Grunwald has also been giving a lot of free mini-concerts in recent weeks and will perform a full-length concert by donation on Saturday May 16.
‘It’s a lot to adjust to, but that’s the challenge at hand, so I am just doing what I can.’
Tough times for restaurant industry
People whose business it is to cook and serve and supply food to eat in diners are really doing it tough.
Cressida and Pete Campbell food wholesalers at Blue Bay Gourmet say that with restaurants and cafes closing they have lost about 80% of their business. ‘It was dramatic,’ said Cressida. ‘Literally from one day to the next. Within a day we had to let go of most of our staff.’
Ms Campbell said their only choice was to rapidly put together a plan for an online delivery store appealing to retail customers. ‘Our warehouse was well stocked with about $500,000 worth of stock, a lot of it perishable. It took two weeks to get the online store ready.
Ms Campbell says so the response has been slow but it is building which is encouraging. ‘We are appealing to our customer base and our chefs inviting them to email and phone in orders, we will deliver and they can still pick up if they prefer.

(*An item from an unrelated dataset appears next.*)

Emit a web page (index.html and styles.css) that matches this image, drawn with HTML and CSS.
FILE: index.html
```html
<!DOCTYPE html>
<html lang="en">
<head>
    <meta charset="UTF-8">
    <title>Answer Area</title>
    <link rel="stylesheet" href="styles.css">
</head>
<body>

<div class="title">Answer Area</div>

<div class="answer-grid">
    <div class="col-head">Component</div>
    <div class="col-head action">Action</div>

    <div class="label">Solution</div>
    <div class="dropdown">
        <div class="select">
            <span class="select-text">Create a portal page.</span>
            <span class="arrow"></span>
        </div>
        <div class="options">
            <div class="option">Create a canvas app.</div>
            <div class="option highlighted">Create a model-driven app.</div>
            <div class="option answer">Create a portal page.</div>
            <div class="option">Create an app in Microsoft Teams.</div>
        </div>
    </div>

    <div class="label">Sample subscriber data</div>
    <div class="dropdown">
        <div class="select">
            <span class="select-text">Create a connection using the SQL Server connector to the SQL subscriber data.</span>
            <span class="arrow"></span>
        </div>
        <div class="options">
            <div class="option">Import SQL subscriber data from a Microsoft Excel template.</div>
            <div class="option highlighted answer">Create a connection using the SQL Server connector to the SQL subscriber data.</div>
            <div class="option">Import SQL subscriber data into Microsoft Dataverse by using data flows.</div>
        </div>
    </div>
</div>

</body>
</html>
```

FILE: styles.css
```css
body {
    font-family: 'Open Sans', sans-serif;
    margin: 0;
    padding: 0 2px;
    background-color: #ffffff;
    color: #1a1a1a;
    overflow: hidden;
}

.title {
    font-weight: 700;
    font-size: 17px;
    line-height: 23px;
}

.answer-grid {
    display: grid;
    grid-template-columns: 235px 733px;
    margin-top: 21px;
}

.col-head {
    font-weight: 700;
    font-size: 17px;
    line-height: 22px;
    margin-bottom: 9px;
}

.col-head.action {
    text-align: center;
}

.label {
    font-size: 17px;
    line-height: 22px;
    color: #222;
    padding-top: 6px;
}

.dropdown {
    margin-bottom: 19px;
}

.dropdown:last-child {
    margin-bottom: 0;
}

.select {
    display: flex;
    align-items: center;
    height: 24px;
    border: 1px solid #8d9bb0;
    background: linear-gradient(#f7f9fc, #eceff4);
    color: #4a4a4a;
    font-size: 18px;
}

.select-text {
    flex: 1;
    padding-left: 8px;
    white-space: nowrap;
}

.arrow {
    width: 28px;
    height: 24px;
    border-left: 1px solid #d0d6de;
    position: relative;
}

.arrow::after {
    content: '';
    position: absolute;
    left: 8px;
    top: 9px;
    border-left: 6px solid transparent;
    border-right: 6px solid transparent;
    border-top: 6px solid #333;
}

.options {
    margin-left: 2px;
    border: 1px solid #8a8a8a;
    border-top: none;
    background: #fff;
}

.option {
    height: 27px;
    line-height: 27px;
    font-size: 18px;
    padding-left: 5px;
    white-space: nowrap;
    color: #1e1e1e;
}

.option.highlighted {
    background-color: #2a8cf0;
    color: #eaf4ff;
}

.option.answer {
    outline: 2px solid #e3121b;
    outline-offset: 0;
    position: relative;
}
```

‘When this is all over we can convert the online store to a wholesale site for our chefs and implement an app for ordering. If the retail actually takes off over the next month then we will have the choice to keep it going along side our main business – which will be quite exciting.
Weddings and events too risky
Leela Brett says it has been a whirlwind three weeks for her business Your Gourmet. She said right at the beginning of lockdown it was obvious that weddings and events would be too risky for quite some time. ‘Big events, which I specialise in, were the first to stop,’ she said. ‘I suspect that they will be the last to come back. So all the chefs, waiters, dishwashers and bartenders who come together over the weekend suddenly had no work.’

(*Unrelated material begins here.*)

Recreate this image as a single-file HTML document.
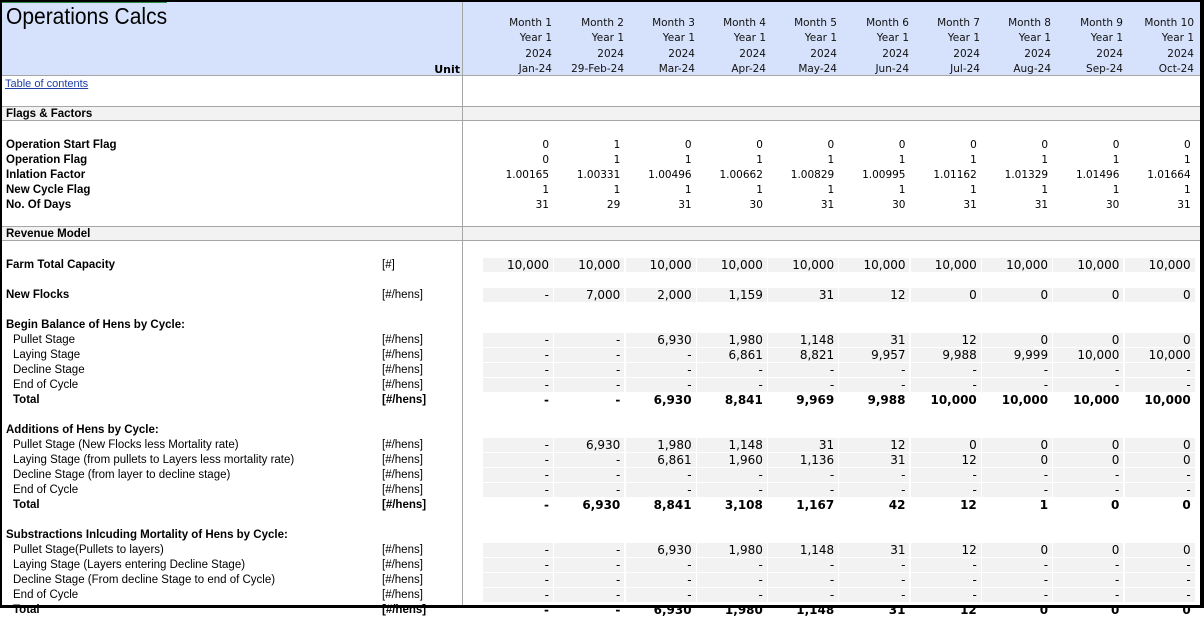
<!DOCTYPE html>
<html><head><meta charset="utf-8"><style>
*{margin:0;padding:0;box-sizing:border-box}
body{width:1204px;height:608px;overflow:hidden;background:#fff;font-family:"DejaVu Sans","Liberation Sans",sans-serif;position:relative}
.frame{position:absolute;left:0;top:0;width:1204px;height:608px;border:2px solid #000;border-bottom:3px solid #000;border-right:4px solid #000;z-index:10;pointer-events:none}
.hdr{position:absolute;left:2px;top:2px;width:1198px;height:74px;background:#d6e2fb;border-bottom:1px solid #a6a6a6}
.vline{position:absolute;left:462px;top:2px;width:1px;height:606px;background:#a6a6a6;z-index:5}
.title{position:absolute;left:6px;top:4px;font:21px "Liberation Sans",sans-serif;color:#000;transform:scaleY(1.12);transform-origin:top left}
.unith{position:absolute;left:400px;width:60px;text-align:right;top:62px;font:bold 11px "DejaVu Sans",sans-serif;line-height:15px}
.hc{position:absolute;top:16px;font-size:10.5px;line-height:15.3px;text-align:right;width:70px;color:#111}
.band{position:absolute;left:2px;width:1198px;height:15px;background:#f2f2f2;border-top:1px solid #a6a6a6;border-bottom:1px solid #a6a6a6}
.r{position:absolute;left:0;width:1200px;height:15px;line-height:15px;font-size:10.5px}
.l{position:absolute;left:6px;font-weight:bold;font-size:11.5px;font-family:"Liberation Sans",sans-serif}
.s{position:absolute;left:13px;font-family:"Liberation Sans Narrow","Liberation Sans",sans-serif;font-size:11.5px}
.st{font-weight:bold}
.u{position:absolute;left:382px;font-family:"Liberation Sans Narrow","Liberation Sans",sans-serif;font-size:11.5px}
.cs{position:absolute;left:483px;top:0;display:flex}
.cs span{width:70px;margin-right:1.3px;height:14px;text-align:right;padding-right:4px;background:#f2f2f2;font-size:11px;line-height:14px}
.cs.b span{background:none;font-weight:bold}
.cs.n span{background:none;font-size:10.5px}
.cs.big span{font-size:12px}
a{color:#1f3fa8;text-decoration:underline}
</style></head><body>
<div class="hdr"></div>
<div style="position:absolute;left:2px;top:2px;width:165px;height:1px;background:#2a8a4a"></div>
<div class="vline"></div>
<div class="title">Operations Calcs</div>
<div class="unith">Unit</div>
<div class="hc" style="left:482px">Month 1<br>Year 1<br>2024<br>Jan-24</div>
<div class="hc" style="left:554px">Month 2<br>Year 1<br>2024<br>29-Feb-24</div>
<div class="hc" style="left:625px">Month 3<br>Year 1<br>2024<br>Mar-24</div>
<div class="hc" style="left:696px">Month 4<br>Year 1<br>2024<br>Apr-24</div>
<div class="hc" style="left:767px">Month 5<br>Year 1<br>2024<br>May-24</div>
<div class="hc" style="left:839px">Month 6<br>Year 1<br>2024<br>Jun-24</div>
<div class="hc" style="left:910px">Month 7<br>Year 1<br>2024<br>Jul-24</div>
<div class="hc" style="left:981px">Month 8<br>Year 1<br>2024<br>Aug-24</div>
<div class="hc" style="left:1053px">Month 9<br>Year 1<br>2024<br>Sep-24</div>
<div class="hc" style="left:1124px">Month 10<br>Year 1<br>2024<br>Oct-24</div>

<div class="r" style="top:77px"><a class="s" style="left:5px;font-family:'Liberation Sans',sans-serif;font-size:11px">Table of contents</a></div>

<div class="band" style="top:106px"></div>
<div class="r" style="top:107px"><span class="l">Flags &amp; Factors</span></div>

<div class="r" style="top:138px"><span class="l">Operation Start Flag</span><div class="cs n"><span>0</span><span>1</span><span>0</span><span>0</span><span>0</span><span>0</span><span>0</span><span>0</span><span>0</span><span>0</span></div></div>
<div class="r" style="top:153px"><span class="l">Operation Flag</span><div class="cs n"><span>0</span><span>1</span><span>1</span><span>1</span><span>1</span><span>1</span><span>1</span><span>1</span><span>1</span><span>1</span></div></div>
<div class="r" style="top:168px"><span class="l">Inlation Factor</span><div class="cs n"><span>1.00165</span><span>1.00331</span><span>1.00496</span><span>1.00662</span><span>1.00829</span><span>1.00995</span><span>1.01162</span><span>1.01329</span><span>1.01496</span><span>1.01664</span></div></div>
<div class="r" style="top:183px"><span class="l">New Cycle Flag</span><div class="cs n"><span>1</span><span>1</span><span>1</span><span>1</span><span>1</span><span>1</span><span>1</span><span>1</span><span>1</span><span>1</span></div></div>
<div class="r" style="top:198px"><span class="l">No. Of Days</span><div class="cs n"><span>31</span><span>29</span><span>31</span><span>30</span><span>31</span><span>30</span><span>31</span><span>31</span><span>30</span><span>31</span></div></div>

<div class="band" style="top:226px"></div>
<div class="r" style="top:227px"><span class="l">Revenue Model</span></div>

<div class="r" style="top:258px"><span class="l">Farm Total Capacity</span><span class="u">[#]</span><div class="cs big"><span>10,000</span><span>10,000</span><span>10,000</span><span>10,000</span><span>10,000</span><span>10,000</span><span>10,000</span><span>10,000</span><span>10,000</span><span>10,000</span></div></div>
<div class="r" style="top:288px"><span class="l">New Flocks</span><span class="u">[#/hens]</span><div class="cs big"><span>-</span><span>7,000</span><span>2,000</span><span>1,159</span><span>31</span><span>12</span><span>0</span><span>0</span><span>0</span><span>0</span></div></div>

<div class="r" style="top:318px"><span class="l">Begin Balance of Hens by Cycle:</span></div>
<div class="r" style="top:333px"><span class="s">Pullet Stage</span><span class="u">[#/hens]</span><div class="cs big"><span>-</span><span>-</span><span>6,930</span><span>1,980</span><span>1,148</span><span>31</span><span>12</span><span>0</span><span>0</span><span>0</span></div></div>
<div class="r" style="top:348px"><span class="s">Laying Stage</span><span class="u">[#/hens]</span><div class="cs big"><span>-</span><span>-</span><span>-</span><span>6,861</span><span>8,821</span><span>9,957</span><span>9,988</span><span>9,999</span><span>10,000</span><span>10,000</span></div></div>
<div class="r" style="top:363px"><span class="s">Decline Stage</span><span class="u">[#/hens]</span><div class="cs big"><span>-</span><span>-</span><span>-</span><span>-</span><span>-</span><span>-</span><span>-</span><span>-</span><span>-</span><span>-</span></div></div>
<div class="r" style="top:378px"><span class="s">End of Cycle</span><span class="u">[#/hens]</span><div class="cs big"><span>-</span><span>-</span><span>-</span><span>-</span><span>-</span><span>-</span><span>-</span><span>-</span><span>-</span><span>-</span></div></div>
<div class="r" style="top:393px"><span class="s st">Total</span><span class="u st">[#/hens]</span><div class="cs b big"><span>-</span><span>-</span><span>6,930</span><span>8,841</span><span>9,969</span><span>9,988</span><span>10,000</span><span>10,000</span><span>10,000</span><span>10,000</span></div></div>

<div class="r" style="top:423px"><span class="l">Additions of Hens by Cycle:</span></div>
<div class="r" style="top:438px"><span class="s">Pullet Stage (New Flocks less Mortality rate)</span><span class="u">[#/hens]</span><div class="cs big"><span>-</span><span>6,930</span><span>1,980</span><span>1,148</span><span>31</span><span>12</span><span>0</span><span>0</span><span>0</span><span>0</span></div></div>
<div class="r" style="top:453px"><span class="s">Laying Stage (from pullets to Layers less mortality rate)</span><span class="u">[#/hens]</span><div class="cs big"><span>-</span><span>-</span><span>6,861</span><span>1,960</span><span>1,136</span><span>31</span><span>12</span><span>0</span><span>0</span><span>0</span></div></div>
<div class="r" style="top:468px"><span class="s">Decline Stage (from layer to decline stage)</span><span class="u">[#/hens]</span><div class="cs big"><span>-</span><span>-</span><span>-</span><span>-</span><span>-</span><span>-</span><span>-</span><span>-</span><span>-</span><span>-</span></div></div>
<div class="r" style="top:483px"><span class="s">End of Cycle</span><span class="u">[#/hens]</span><div class="cs big"><span>-</span><span>-</span><span>-</span><span>-</span><span>-</span><span>-</span><span>-</span><span>-</span><span>-</span><span>-</span></div></div>
<div class="r" style="top:498px"><span class="s st">Total</span><span class="u st">[#/hens]</span><div class="cs b big"><span>-</span><span>6,930</span><span>8,841</span><span>3,108</span><span>1,167</span><span>42</span><span>12</span><span>1</span><span>0</span><span>0</span></div></div>

<div class="r" style="top:528px"><span class="l">Substractions Inlcuding Mortality of Hens by Cycle:</span></div>
<div class="r" style="top:543px"><span class="s">Pullet Stage(Pullets to layers)</span><span class="u">[#/hens]</span><div class="cs big"><span>-</span><span>-</span><span>6,930</span><span>1,980</span><span>1,148</span><span>31</span><span>12</span><span>0</span><span>0</span><span>0</span></div></div>
<div class="r" style="top:558px"><span class="s">Laying Stage (Layers entering Decline Stage)</span><span class="u">[#/hens]</span><div class="cs big"><span>-</span><span>-</span><span>-</span><span>-</span><span>-</span><span>-</span><span>-</span><span>-</span><span>-</span><span>-</span></div></div>
<div class="r" style="top:573px"><span class="s">Decline Stage (From decline Stage to end of Cycle)</span><span class="u">[#/hens]</span><div class="cs big"><span>-</span><span>-</span><span>-</span><span>-</span><span>-</span><span>-</span><span>-</span><span>-</span><span>-</span><span>-</span></div></div>
<div class="r" style="top:588px"><span class="s">End of Cycle</span><span class="u">[#/hens]</span><div class="cs big"><span>-</span><span>-</span><span>-</span><span>-</span><span>-</span><span>-</span><span>-</span><span>-</span><span>-</span><span>-</span></div></div>
<div class="r" style="top:603px"><span class="s st">Total</span><span class="u st">[#/hens]</span><div class="cs b big"><span>-</span><span>-</span><span>6,930</span><span>1,980</span><span>1,148</span><span>31</span><span>12</span><span>0</span><span>0</span><span>0</span></div></div>
<div class="frame"></div>
</body></html>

Ms Brett said she called my crew to get an idea of who was working, or had been fired, or if they had a partner still working. All of my staff are casual and have at least one other job, but many have been working for me for over 10 years and we have a strong bond.
‘It became clear that about five of my crew would be fine and could weather this pandemic storm for 5-6 months. The other five were going to be in dire straights with no income for food or rent. So I decided to turn the business around and offer something very different from gourmet luxury catering: home delivery meals.
‘I am making home cooked meals like lasagna, malai kofta and fish pie, but with the quality ingredients. I only cook what is on order, so all meals are cooked fresh, chilled then delivered the next day. Right now we are delivering twice a week but as more people order I hope to expand to four or five days a week.
A waiting list of staff
Ms Brett says she currently has two chefs working two to four days per week and has a waiting list of four staff as soon as they get enough orders.
‘We have also started delivering meals to families in need around the shire, from a list of nominees sent in from the community. We are delivering bags of around 10 meals to around four nominees per week so far and this week hope to deliver more.
‘Our new “baby” means we have had to spend a few thousand in investment in packaging, advertising and things like shopify – the last of our savings. its means long hours in the kitchen and at our computers (while homeschooling two kids).
‘It’s been hard. Hard physically and hard emotionally. But the fact that we are making something beautiful and healthy that the community wants, getting our crew back to work and bringing help to the families that are hurting the most makes it worthwhile. Time will tell if this is something we will do longterm but we are really proud of what we are doing now.’